Aug 19 2009 by Jackie Grant, Dumfries Standard Wednesday
A HOARD of mediaeval silver coins worth around £15,000 are on their way to Dumfries Museum after being discovered in a field north of Heathhall.
The 155 coins are a mixture of English and Scottish issues from the 13th and 14th centuries and comprise various issues of Edward I and II of England and David II of Scotland.
The find was revealed in the fourth annual report by The Queen and Lord Treasurer’s Remembrancer (QLTR).
Under Scottish law all portable antiquities of archaeological, historical or cultural significance are subject to claim by the Crown through the treasure trove system and must be reported.
When the owner of an archaeological find cannot be traced, any find will belong to the owner of the land on which it was discovered.
In the case of treasure trove, special legislation applies.
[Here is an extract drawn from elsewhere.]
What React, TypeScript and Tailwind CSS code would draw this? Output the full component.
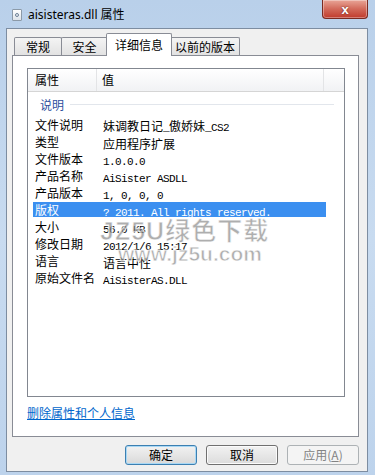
import React from 'react';

const CJK = "font-['Noto_Sans_CJK_SC',sans-serif]";

type Row = { label: string; value: string; selected?: boolean };

const rows: Row[] = [
    { label: '文件说明', value: '妹调教日记_傲娇妹_CS2' },
    { label: '类型', value: '应用程序扩展' },
    { label: '文件版本', value: '1.0.0.0' },
    { label: '产品名称', value: 'AiSister ASDLL' },
    { label: '产品版本', value: '1, 0, 0, 0' },
    { label: '版权', value: '? 2011. All rights reserved.', selected: true },
    { label: '大小', value: '56.0 KB' },
    { label: '修改日期', value: '2012/1/6 15:17' },
    { label: '语言', value: '语言中性' },
    { label: '原始文件名', value: 'AiSisterAS.DLL' },
];

// split a value into CJK runs and ascii runs (ascii drawn in a narrow mono face)
const Value = ({ text }: { text: string }) => {
    const parts = text.split(/([\u4e00-\u9fff]+)/).filter(Boolean);
    return (
        <span className="whitespace-pre">
            {parts.map((p, i) =>
                /[\u4e00-\u9fff]/.test(p) ? (
                    <span key={i} className={`${CJK} text-[12px]`}>{p}</span>
                ) : (
                    <span key={i} className="font-['Liberation_Mono',monospace] text-[11px] tracking-[-0.6px]">{p}</span>
                )
            )}
        </span>
    );
};

const Tab = ({ label, width, active }: { label: string; width: number; active?: boolean }) => {
    if (active) {
        return (
            <div
                className="relative z-10 -mb-px -ml-[2px] -mr-[1px] flex h-[23px] items-start justify-center rounded-t-[2px] border border-b-0 border-[#898c95] bg-white pt-[2px] text-[12px] text-black"
                style={{ width }}
            >
                {label}
            </div>
        );
    }
    return (
        <div
            className="flex h-[18px] items-center justify-center rounded-t-[2px] border border-b-0 border-[#898c95] bg-gradient-to-b from-[#f4f4f4] to-[#e2e2e2] pt-[1px] text-[12px] text-black -ml-px first:ml-0"
            style={{ width }}
        >
            {label}
        </div>
    );
};

const App = () => {
    return (
        <div className={`relative flex h-[475px] w-[375px] flex-col overflow-hidden bg-gradient-to-b from-[#b9d0ea] via-[#c8dbf0] to-[#bdd3ec] ${CJK}`}>
            {/* title bar */}
            <div className="flex h-[28px] shrink-0 items-start">
                <div className="ml-[12px] mt-[9px] h-[12px] w-[10px] rounded-[1px] border border-[#8c9aa8] bg-gradient-to-b from-white to-[#dde3ea]">
                    <div className="mx-auto mt-[3px] h-[4px] w-[4px] rounded-full border border-[#6b7f95]" />
                </div>
                <div className="ml-[6px] mt-[6px] font-['Noto_Sans','Noto_Sans_CJK_SC',sans-serif] text-[12px] leading-[18px] text-black">
                    aisisteras.dll 属性
                </div>
                <div className="ml-auto mr-[7px] flex h-[19px] w-[46px] items-center justify-center rounded-b-[4px] border border-t-0 border-[#7a2b22] bg-gradient-to-b from-[#e8a597] via-[#d2695a] to-[#c0392b] shadow-[inset_0_0_0_1px_rgba(255,255,255,0.35)]">
                    <span className="font-['Liberation_Sans',sans-serif] text-[13px] font-bold leading-none text-white [text-shadow:0_0_2px_#5a1a12]">x</span>
                </div>
            </div>

            {/* client area */}
            <div className="mb-[3px] ml-[6px] mr-[7px] flex flex-1 flex-col border border-[#7d8da1] bg-[#f0f0f0] pl-[5px] pr-[8px]">
                {/* tabs */}
                <div className="mt-[4px] flex h-[22px] items-end pl-[2px]">
                    <Tab label="常规" width={48} />
                    <Tab label="安全" width={47} />
                    <Tab label="详细信息" width={66} active />
                    <Tab label="以前的版本" width={70} />
                </div>

                {/* tab panel */}
                <div className="flex h-[382px] flex-col border border-[#898c95] bg-white pl-[14px] pr-[13px] pt-[12px]">
                    {/* list view */}
                    <div className="relative flex h-[329px] flex-col border border-[#828790] bg-white">
                        <div className="flex h-[23px] shrink-0 items-center border-b border-[#d5d5d5] bg-gradient-to-b from-white to-[#f1f2f4] text-[12px] text-black">
                            <div className="flex h-full w-[69px] items-center border-r border-[#e3e4e6] pl-[7px]">属性</div>
                            <div className="flex h-full w-[227px] items-center border-r border-[#e3e4e6] pl-[5px]">值</div>
                            <div className="h-full flex-1" />
                        </div>

                        {/* group header */}
                        <div className="mt-[4px] flex h-[17px] items-center pl-[12px] pr-[10px]">
                            <span className="text-[12px] text-[#2c4f9e]">说明</span>
                            <div className="ml-[6px] h-px flex-1 bg-[#e2e6ec]" />
                        </div>

                        <div className="mt-[3px] flex flex-col">
                            {rows.map(r => (
                                <div key={r.label} className="flex h-[17px] items-center pl-[5px]">
                                    <div
                                        className={`flex h-[15px] w-[293px] items-center ${r.selected ? 'bg-[#3b8ff0] text-white' : 'text-black'}`}
                                    >
                                        <div className="w-[70px] pl-[2px] text-[12px] leading-none">{r.label}</div>
                                        <div className="leading-none">
                                            <Value text={r.value} />
                                        </div>
                                    </div>
                                </div>
                            ))}
                        </div>

                        {/* watermark */}
                        <div className="pointer-events-none absolute left-[72px] top-[150px] flex flex-col items-start">
                            <span className="font-['Liberation_Sans','Noto_Sans_CJK_SC',sans-serif] text-[25px] font-bold leading-[24px] tracking-[1px] text-[#8a8a8a]/70 [-webkit-text-stroke:1px_rgba(255,255,255,0.8)]">
                                JZ5U绿色下载
                            </span>
                            <span className="ml-[18px] font-['Liberation_Sans',sans-serif] text-[21px] font-bold leading-[22px] text-[#8a8a8a]/70 [-webkit-text-stroke:1px_rgba(255,255,255,0.8)]">
                                www.jz5u.com
                            </span>
                        </div>
                    </div>

                    <div className="mt-[8px] text-[12px] leading-[16px]">
                        <span className="text-[#0066cc] underline">删除属性和个人信息</span>
                    </div>
                </div>

                {/* buttons */}
                <div className="mt-[8px] flex justify-end gap-[9px] pr-0">
                    <button className="flex h-[20px] w-[72px] items-center justify-center rounded-[3px] border border-[#3c7fb1] bg-gradient-to-b from-[#f2f2f2] to-[#d9d9d9] text-[12px] text-black shadow-[inset_0_0_0_1px_#a8d8f5]">
                        确定
                    </button>
                    <button className="flex h-[20px] w-[72px] items-center justify-center rounded-[3px] border border-[#707070] bg-gradient-to-b from-[#f2f2f2] to-[#dcdcdc] text-[12px] text-black shadow-[inset_0_0_0_1px_#fbfbfb]">
                        取消
                    </button>
                    <button className="flex h-[20px] w-[72px] items-center justify-center rounded-[3px] border border-[#adb2b5] bg-[#f4f4f4] text-[12px] text-[#838383]">
                        应用(<span className="underline">A</span>)
                    </button>
                </div>
            </div>
        </div>
    );
};

export default App;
All treasure trove belongs to the Crown and, when discovered, is subject to an inquest at a coroner’s court to establish the circumstances of its loss or deposition.
Dumfries Museum was successful in its bid for the coins to be housed there.
A Neolithic stone axehead was also discovered at Lockerbie over the last year.
Stone axeheads were an essential tool for the Neolithic farmer although they also had additional symbolic and ritual connotations.
The find at Lockerbie is made not from local stone but from Langdale tuff, a Cumbrian stone which was quarried extensively in the Neolithic.
The discovery of these axeheads far from Cumbria is a striking indication of the network of long-distance contacts underpinning prehistoric societies.
Four Roman coins were also discovered at Annan; a flanged axehead found at Newton Stewart; a prehistoric excavation assemblage at Glentrool; an axehead and fastener at Dalbeattie; and a Roman coin at Glenluce.